Imagens de gosto duvidoso à parte, Coura testemunhou na primeira noite o que pode muito bem ter sido o início de uma relação duradoura com o público português, à semelhança de vários países em que tem feito furor (na próxima semana, prepara-se para esgotar o Estádio de Munique). Na sua estreia nos palcos nacionais, a irredutível gaulesa não precisou de muito tempo para demonstrar o acerto da organização ao colocá-la num lugar proeminente no alinhamento, mesmo que o desconhecimento inicial imperasse em boa parte dos presentes.
Com uma entrega total, a autora de "La symphonie des éclairs" fez jus ao título do seu disco inaugural - foi um trovão que iluminou a noite, provando que as aproximações mais radicais a um género tão delicado como a "chanson", autêntico património imaterial dos franceses, podem ser não só enriquecedoras, como geradoras de dinamismo.
Quando, a meio do concerto, Zaho se virou para a plateia e confessou que adorava a canção francesa, "mas também a música eletrónica", ninguém terá ficado espantado. De ambas se mostra credora e, embora a toada matraqueante própria das raves pareça sobressair, a base é a tradição. Até porque, a fazer fé na eficácia das suas músicas, as máquinas também têm sentimento, ou, pelo menos, conseguem provocar em quem as escuta uma plêiade de estados de espírito.
O forte apelo à dança que atravessa estes temas ateou a euforia no anfiteatro courense, deixando a francesa de 26 anos siderada com a reação popular. "Nunca esquecerei este concerto", deixou escapar, emocionada, instantes antes de abandonar o palco após interpretar uma criativa versão de "Modern love", de David Bowie.
Fotos: Leonel de Castro
De Nova Iorque para Coura
A silhueta pode não ser tão adelgaçante como a de outrora, a calvície pode até já insinuar-se em alguns dos seus membros, mas da música dos Vampire Weekend continua a exalar um forte odor juvenil. Para o melhor e para o pior.

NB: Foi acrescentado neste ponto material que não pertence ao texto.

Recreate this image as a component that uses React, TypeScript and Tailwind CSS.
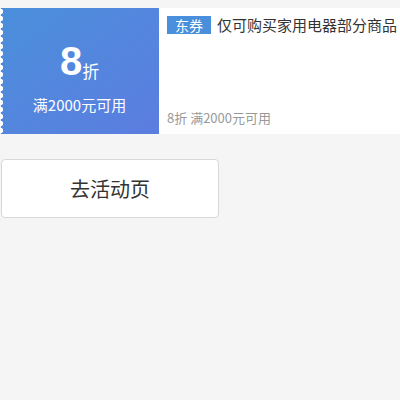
export default function App() {
  return (
    <div className="w-[400px] h-[400px] bg-[#f5f5f5] pt-2" style={{ fontFamily: '"Noto Sans CJK SC", "Noto Sans", sans-serif' }}>
      <div className="flex h-[126px] bg-white">
        <div className="relative w-[159px] shrink-0 bg-gradient-to-br from-[#4a8fdb] to-[#5b7de0] flex flex-col items-center justify-center pt-[10px] text-white">
          <div className="absolute left-0 top-0 bottom-0 w-[5px] bg-[radial-gradient(circle_at_0_50%,#ffffff_0,#ffffff_3px,transparent_3.3px)] bg-[length:5px_7px]" />
          <div className="flex items-end leading-none">
            <span className="text-[40px] font-bold leading-none" style={{ fontFamily: '"Liberation Sans", Arial, sans-serif' }}>8</span>
            <span className="text-[17px] mb-[2px]">折</span>
          </div>
          <div className="text-[15px] mt-[16px] leading-none">满2000元可用</div>
        </div>
        <div className="flex-1 min-w-0 flex flex-col justify-between pl-2 pt-[7px] pb-[10px]">
          <div className="flex items-center whitespace-nowrap">
            <span className="bg-[#4a8fdb] text-white text-[14px] leading-[18px] h-[18px] px-[8px] mr-[6px]">东券</span>
            <span className="text-[15px] text-[#333] leading-[20px]">仅可购买家用电器部分商品</span>
          </div>
          <div className="text-[13px] text-[#999] leading-none">8折 满2000元可用</div>
        </div>
      </div>
      <div className="mt-[25px] ml-[1px] w-[218px] h-[59px] bg-white border border-[#d8d8d8] rounded-[4px] flex items-center justify-center text-[20px] text-[#333]">
        去活动页
      </div>
    </div>
  );
}
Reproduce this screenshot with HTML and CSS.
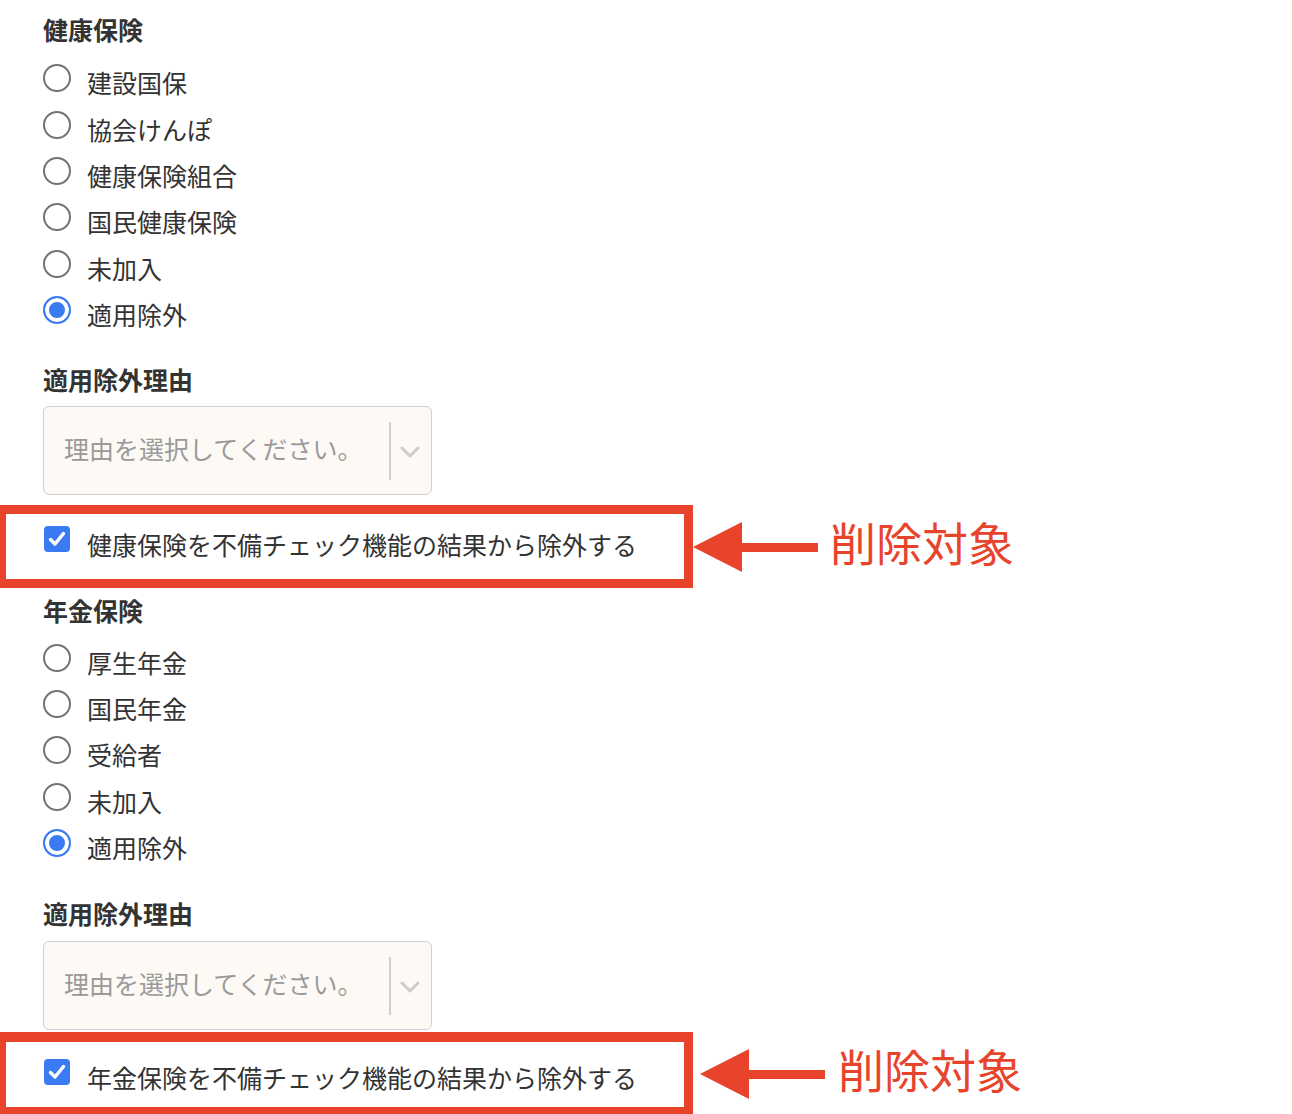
FILE: index.html
```html
<!DOCTYPE html>
<html lang="ja">
<head>
<meta charset="utf-8">
<title>保険設定</title>
<link rel="stylesheet" href="styles.css">
</head>
<body>
<div class="page">
  <div class="section">
    <h2 class="heading">健康保険</h2>
    <ul class="options">
      <li class="option"><span class="radio"></span><span class="label">建設国保</span></li>
      <li class="option"><span class="radio"></span><span class="label">協会けんぽ</span></li>
      <li class="option"><span class="radio"></span><span class="label">健康保険組合</span></li>
      <li class="option"><span class="radio"></span><span class="label">国民健康保険</span></li>
      <li class="option"><span class="radio"></span><span class="label">未加入</span></li>
      <li class="option"><span class="radio checked"></span><span class="label">適用除外</span></li>
    </ul>
    <h3 class="subheading">適用除外理由</h3>
    <div class="select">
      <span class="placeholder">理由を選択してください。</span>
      <span class="indicators">
        <span class="separator"></span>
        <svg class="chevron" width="20" height="12" viewBox="0 0 20 12"><polyline points="2,2 10,10 18,2" fill="none" stroke="#cccccc" stroke-width="3" stroke-linecap="round" stroke-linejoin="round"/></svg>
      </span>
    </div>
  </div>
  <div class="annot annot-first">
    <div class="mark-box">
      <span class="checkbox"><svg width="26" height="26" viewBox="0 0 26 26"><rect width="26" height="26" rx="4" fill="#3a7af3"/><polyline points="6.5,13.5 11,18 19.5,7.5" fill="none" stroke="#ffffff" stroke-width="3.4" stroke-linecap="round" stroke-linejoin="round"/></svg></span>
      <span class="label">健康保険を不備チェック機能の結果から除外する</span>
    </div>
    <svg class="arrow" width="125" height="50" viewBox="0 0 125 50"><polygon points="0,25 49,0 49,50" fill="#e8432b"/><rect x="48" y="21" width="77" height="9" fill="#e8432b"/></svg>
    <span class="annot-text">削除対象</span>
  </div>
  <div class="section section-second">
    <h2 class="heading">年金保険</h2>
    <ul class="options">
      <li class="option"><span class="radio"></span><span class="label">厚生年金</span></li>
      <li class="option"><span class="radio"></span><span class="label">国民年金</span></li>
      <li class="option"><span class="radio"></span><span class="label">受給者</span></li>
      <li class="option"><span class="radio"></span><span class="label">未加入</span></li>
      <li class="option"><span class="radio checked"></span><span class="label">適用除外</span></li>
    </ul>
    <h3 class="subheading">適用除外理由</h3>
    <div class="select">
      <span class="placeholder">理由を選択してください。</span>
      <span class="indicators">
        <span class="separator"></span>
        <svg class="chevron" width="20" height="12" viewBox="0 0 20 12"><polyline points="2,2 10,10 18,2" fill="none" stroke="#cccccc" stroke-width="3" stroke-linecap="round" stroke-linejoin="round"/></svg>
      </span>
    </div>
  </div>
  <div class="annot annot-second">
    <div class="mark-box">
      <span class="checkbox"><svg width="26" height="26" viewBox="0 0 26 26"><rect width="26" height="26" rx="4" fill="#3a7af3"/><polyline points="6.5,13.5 11,18 19.5,7.5" fill="none" stroke="#ffffff" stroke-width="3.4" stroke-linecap="round" stroke-linejoin="round"/></svg></span>
      <span class="label">年金保険を不備チェック機能の結果から除外する</span>
    </div>
    <svg class="arrow" width="125" height="50" viewBox="0 0 125 50"><polygon points="0,25 49,0 49,50" fill="#e8432b"/><rect x="48" y="21" width="77" height="9" fill="#e8432b"/></svg>
    <span class="annot-text">削除対象</span>
  </div>
</div>
</body>
</html>
```
FILE: styles.css
```css
* { box-sizing: border-box; }
html, body {
  margin: 0;
  padding: 0;
  background: #ffffff;
}
body {
  font-family: "Noto Sans CJK JP", "Noto Sans", sans-serif;
  color: #333333;
  overflow: hidden;
}
.page {
  padding-top: 11px;
  width: 1292px;
}
.section {
  padding-left: 43px;
}
.section-second {
  margin-top: 4px;
}
.heading {
  margin: 0;
  font-size: 25px;
  line-height: 36px;
  font-weight: 700;
  color: #333333;
}
.options {
  list-style: none;
  margin: 12px 0 0 0;
  padding: 0;
}
.section-second .options {
  margin-top: 10px;
}
.option {
  display: flex;
  align-items: center;
  height: 46.4px;
}
.radio {
  flex: none;
  width: 28px;
  height: 28px;
  border-radius: 50%;
  border: 2px solid #737373;
  background: #ffffff;
  margin-bottom: 8px;
  margin-right: 16px;
}
.radio.checked {
  border-color: #3a7af3;
  background: #3a7af3;
  box-shadow: inset 0 0 0 4px #ffffff;
}
.label {
  font-size: 25px;
  line-height: 36px;
  color: #333333;
  white-space: nowrap;
}
.subheading {
  margin: 24px 0 0 0;
  font-size: 25px;
  line-height: 36px;
  font-weight: 700;
  color: #333333;
}
.section-second .subheading {
  margin-top: 25px;
}
.select {
  margin-top: 9px;
  width: 389px;
  height: 89px;
  border: 1px solid #d0d0d0;
  border-radius: 6px;
  background: #fdf9f4;
  display: flex;
  align-items: center;
  padding-left: 20px;
}
.section-second .select {
  margin-top: 10px;
}
.placeholder {
  flex: 1;
  font-size: 25px;
  line-height: 36px;
  color: #9a9a9a;
  white-space: nowrap;
  margin-bottom: 5px;
}
.indicators {
  display: flex;
  align-items: center;
  height: 100%;
}
.separator {
  width: 2px;
  height: 58px;
  background: #cfcfcf;
  margin-right: 9px;
}
.chevron {
  margin-right: 11px;
  margin-top: 2px;
}
.annot {
  display: flex;
  align-items: center;
  margin-left: -3px;
}
.annot-first {
  margin-top: 10px;
}
.annot-second {
  margin-top: 2px;
}
.mark-box {
  flex: none;
  width: 696px;
  height: 83px;
  border: 9px solid #e8432b;
  display: flex;
  align-items: center;
  padding-left: 38px;
  padding-bottom: 5px;
}
.annot-second .mark-box {
  border-top-width: 10px;
  height: 84px;
  padding-bottom: 0;
  padding-top: 4px;
}
.checkbox {
  flex: none;
  width: 26px;
  height: 26px;
  margin-right: 17px;
  margin-bottom: 10px;
  display: flex;
}
.arrow {
  flex: none;
}
.annot-second .arrow {
  margin-left: 7px;
}
.annot-text {
  margin-left: 12px;
  font-size: 46px;
  line-height: 50px;
  color: #e8432b;
  white-space: nowrap;
  margin-bottom: 12px;
}
.annot-second .annot-text {
  margin-left: 13px;
}
```
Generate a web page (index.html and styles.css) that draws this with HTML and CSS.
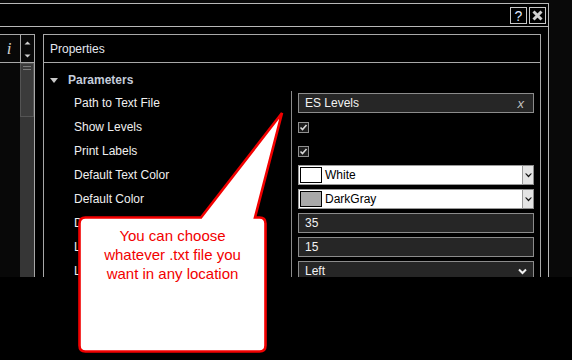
FILE: index.html
```html
<!DOCTYPE html>
<html lang="en">
<head>
  <meta charset="UTF-8" />
  <title>Indicator Properties</title>
  <link rel="stylesheet" href="styles.css">
</head>
<body>
  <div class="screen">
    <div class="window">
      <div class="titlebar">
        <span class="tb-btn">?</span>
        <span class="tb-btn">
          <svg width="15" height="15" viewBox="0 0 15 15"><path d="M3.5 3.5 L11.5 11.5 M11.5 3.5 L3.5 11.5" stroke="#d0d0d0" stroke-width="3" /></svg>
        </span>
      </div>
      <div class="workspace">
        <aside class="side">
          <div class="side-head">
            <span class="info">i</span>
            <span class="spin">
              <svg width="13" height="26" viewBox="0 0 13 26">
                <path d="M3.5 8.5 L6.5 5.5 L9.5 8.5 Z" fill="#d0d0d0" />
                <path d="M3.5 18.5 L6.5 21.5 L9.5 18.5 Z" fill="#d0d0d0" />
              </svg>
            </span>
          </div>
          <div class="side-body">
            <div class="track"><div class="thumb"><i></i><i></i></div></div>
          </div>
        </aside>
        <section class="props">
          <div class="props-head">Properties</div>
          <div class="group">
            <svg width="8" height="5" viewBox="0 0 8 5"><path d="M0 0 L8 0 L4 5 Z" fill="#c8c8c8" /></svg>
            <span>Parameters</span>
          </div>
          <div class="grid">
            <div class="label">Path to Text File</div>
            <div class="value"><div class="field"><span>ES Levels</span><span class="clear">x</span></div></div>

            <div class="label">Show Levels</div>
            <div class="value"><span class="check"><svg width="9" height="9" viewBox="0 0 9 9"><path d="M1.5 4.5 L3.5 6.5 L7.5 2" stroke="#d8d8d8" stroke-width="1.6" fill="none" /></svg></span></div>

            <div class="label">Print Labels</div>
            <div class="value"><span class="check"><svg width="9" height="9" viewBox="0 0 9 9"><path d="M1.5 4.5 L3.5 6.5 L7.5 2" stroke="#d8d8d8" stroke-width="1.6" fill="none" /></svg></span></div>

            <div class="label">Default Text Color</div>
            <div class="value">
              <div class="color-pick">
                <div class="color-main"><span class="swatch swatch-white"></span>White</div>
                <span class="drop"><svg width="7" height="5" viewBox="0 0 7 5"><path d="M0 0.5 L3.5 4.5 L7 0.5 L5.5 0.5 L3.5 2.5 L1.5 0.5 Z" fill="#111" /></svg></span>
              </div>
            </div>

            <div class="label">Default Color</div>
            <div class="value">
              <div class="color-pick">
                <div class="color-main"><span class="swatch swatch-gray"></span>DarkGray</div>
                <span class="drop"><svg width="7" height="5" viewBox="0 0 7 5"><path d="M0 0.5 L3.5 4.5 L7 0.5 L5.5 0.5 L3.5 2.5 L1.5 0.5 Z" fill="#111" /></svg></span>
              </div>
            </div>

            <div class="label">Decimals</div>
            <div class="value"><div class="field"><span>35</span></div></div>

            <div class="label">Label Offset</div>
            <div class="value"><div class="field"><span>15</span></div></div>

            <div class="label">Label Alignment</div>
            <div class="value">
              <div class="field"><span>Left</span>
                <svg class="chev" width="9" height="7" viewBox="0 0 9 7"><path d="M1 1.5 L4.5 5 L8 1.5" stroke="#f0f0f0" stroke-width="2" fill="none" /></svg>
              </div>
            </div>
          </div>
        </section>
      </div>
    </div>
  </div>

  <div class="callout">
    <svg width="290" height="360" viewBox="0 0 290 360">
      <path d="M85.5 217.5 L201 217.5 L282 113 L255 217.5 L259.5 217.5 Q265.5 217.5 265.5 223.5 L265.5 345.5 Q265.5 351.5 259.5 351.5 L85.5 351.5 Q79.5 351.5 79.5 345.5 L79.5 223.5 Q79.5 217.5 85.5 217.5 Z" fill="#fff" stroke="#f20000" stroke-width="2.6" stroke-linejoin="miter" />
    </svg>
    <p class="callout-text">You can choose<br>whatever .txt file you<br>want in any location</p>
  </div>
</body>
</html>
```

FILE: styles.css
```css
/* Reset */
* {
  margin: 0; padding: 0; box-sizing: border-box;
}
body {
  width: 572px;
  height: 360px;
  background: #000;
  font-family: 'Liberation Sans', Arial, sans-serif;
  font-size: 12px;
  color: #e6e6e6;
  position: relative;
  overflow: hidden;
}
/* window frame */
.screen {
  height: 277px;
  background: #090909;
  overflow: hidden;
}
.window {
  width: 549px;
  height: 274px;
  margin-top: 3px;
  border-top: 1px solid #b8b8b8;
  border-right: 1px solid #b8b8b8;
  background: #000;
  display: flex;
  flex-direction: column;
}
.titlebar {
  height: 23px;
  border-bottom: 1px solid #b8b8b8;
  display: flex;
  justify-content: flex-end;
  align-items: flex-start;
  gap: 2px;
  padding: 3px 2px 0 0;
}
.tb-btn {
  width: 17px;
  height: 17px;
  border: 1px solid #c8c8c8;
  display: flex;
  align-items: center;
  justify-content: center;
  color: #dfe8ff;
  font-size: 14px;
  line-height: 1;
}
.workspace {
  flex: 1;
  display: flex;
  gap: 8px;
  padding: 7px 7px 0 0;
  min-height: 0;
}
/* left strip */
.side {
  width: 35px;
  border-top: 1px solid #a8a8a8;
  border-right: 1px solid #a8a8a8;
  background: #080808;
  display: flex;
  flex-direction: column;
}
.side-head {
  height: 28px;
  border-bottom: 1px solid #a8a8a8;
  display: flex;
}
.info {
  width: 20px;
  display: flex;
  align-items: center;
  justify-content: center;
  padding-right: 2px;
  font-family: 'Liberation Serif', serif;
  font-style: italic;
  font-size: 17px;
  color: #d0d0d0;
}
.spin {
  width: 14px;
  border-left: 1px solid #a8a8a8;
  display: flex;
  align-items: center;
}
.side-body {
  flex: 1;
  display: flex;
  justify-content: flex-end;
}
.track {
  width: 14px;
  background: #363636;
}
.thumb {
  height: 54px;
  border: 1px solid #545454;
  background: #3b3b3b;
  padding: 2px 2px 0;
  display: flex;
  flex-direction: column;
  gap: 2px;
}
.thumb i {
  height: 1px;
  background: #7a7a7a;
}
/* properties */
.props {
  flex: 1;
  border-top: 1px solid #a8a8a8;
  border-left: 1px solid #a8a8a8;
  border-right: 1px solid #a8a8a8;
}
.props-head {
  height: 28px;
  border-bottom: 1px solid #a8a8a8;
  padding-left: 6px;
  display: flex;
  align-items: center;
  color: #e4e8f0;
}
.group {
  height: 28px;
  display: flex;
  align-items: center;
  gap: 10px;
  padding: 6px 0 0 6px;
  font-weight: 700;
  color: #c4ccdb;
}
.grid {
  display: grid;
  grid-template-columns: 247px 1fr;
  grid-auto-rows: 24px;
}
.label {
  padding-left: 30px;
  display: flex;
  align-items: center;
  color: #f0f0f0;
  white-space: nowrap;
  overflow: hidden;
}
.value {
  border-left: 1px solid #8a8a8a;
  padding: 0 6px;
  display: flex;
  align-items: center;
}
.field {
  flex: 1;
  height: 20px;
  border: 1px solid #8c8c8c;
  background: #262626;
  padding: 0 9px 0 6px;
  display: flex;
  align-items: center;
  justify-content: space-between;
  color: #f2f2f2;
}
.clear {
  font-style: italic;
  color: #c0c0c0;
  font-size: 13px;
}
.chev {
  margin-right: -3px;
}
.check {
  width: 11px;
  height: 11px;
  border: 1px solid #909090;
  background: #1c1c1c;
  display: flex;
  align-items: center;
  justify-content: center;
}
.color-pick {
  flex: 1;
  height: 20px;
  display: flex;
}
.color-main {
  flex: 1;
  border: 1px solid #9a9a9a;
  background: #fff;
  color: #000;
  display: flex;
  align-items: center;
  gap: 3px;
  padding-left: 1px;
}
.swatch {
  width: 22px;
  height: 16px;
  border: 1px solid #000;
}
.swatch-white { background: #fff; }
.swatch-gray { background: #a9a9a9; }
.drop {
  width: 11px;
  border: 1px solid #8c8c8c;
  border-left: 0;
  background: #e4e4e4;
  display: flex;
  align-items: center;
  justify-content: center;
}
/* callout overlay */
.callout {
  position: absolute;
  left: 0;
  top: 0;
}
.callout-text {
  position: absolute;
  left: 79px;
  top: 226px;
  width: 187px;
  text-align: center;
  font-size: 15px;
  line-height: 19px;
  color: #f20000;
}
```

No concerto que encerrou o Palco Vodafone no primeiro dia do festival, os nova-iorquinos fizeram uma "tour" pela sua discografia que, sem surpresa, obteve maior eco do público quando a escolha recaiu sobre os primeiros discos, o homónimo de 2008 e "Contra", editado dois anos depois, acolhidos com um misto de entusiasmo e nostalgia.
É pena que assim tenha sido, porque, instrumentalmente, os Vampire Weekend evoluíram imenso desde então, ao alargarem as suas referências sonoras, mesmo que a eterna voz em falsete de Ezra Koenig e as letras pueris traiam os legítimos anseios de maturidade.
Ao interpretarem os temas de "Only God was above us", em 2024, foi visível um maior empenho da banda na sua exploração musical, ao invés dos mais badalados "I stay corrected" ou "A-Punk", tocadas em piloto automático. Nada que perturbasse o acolhimento popular entusiástico.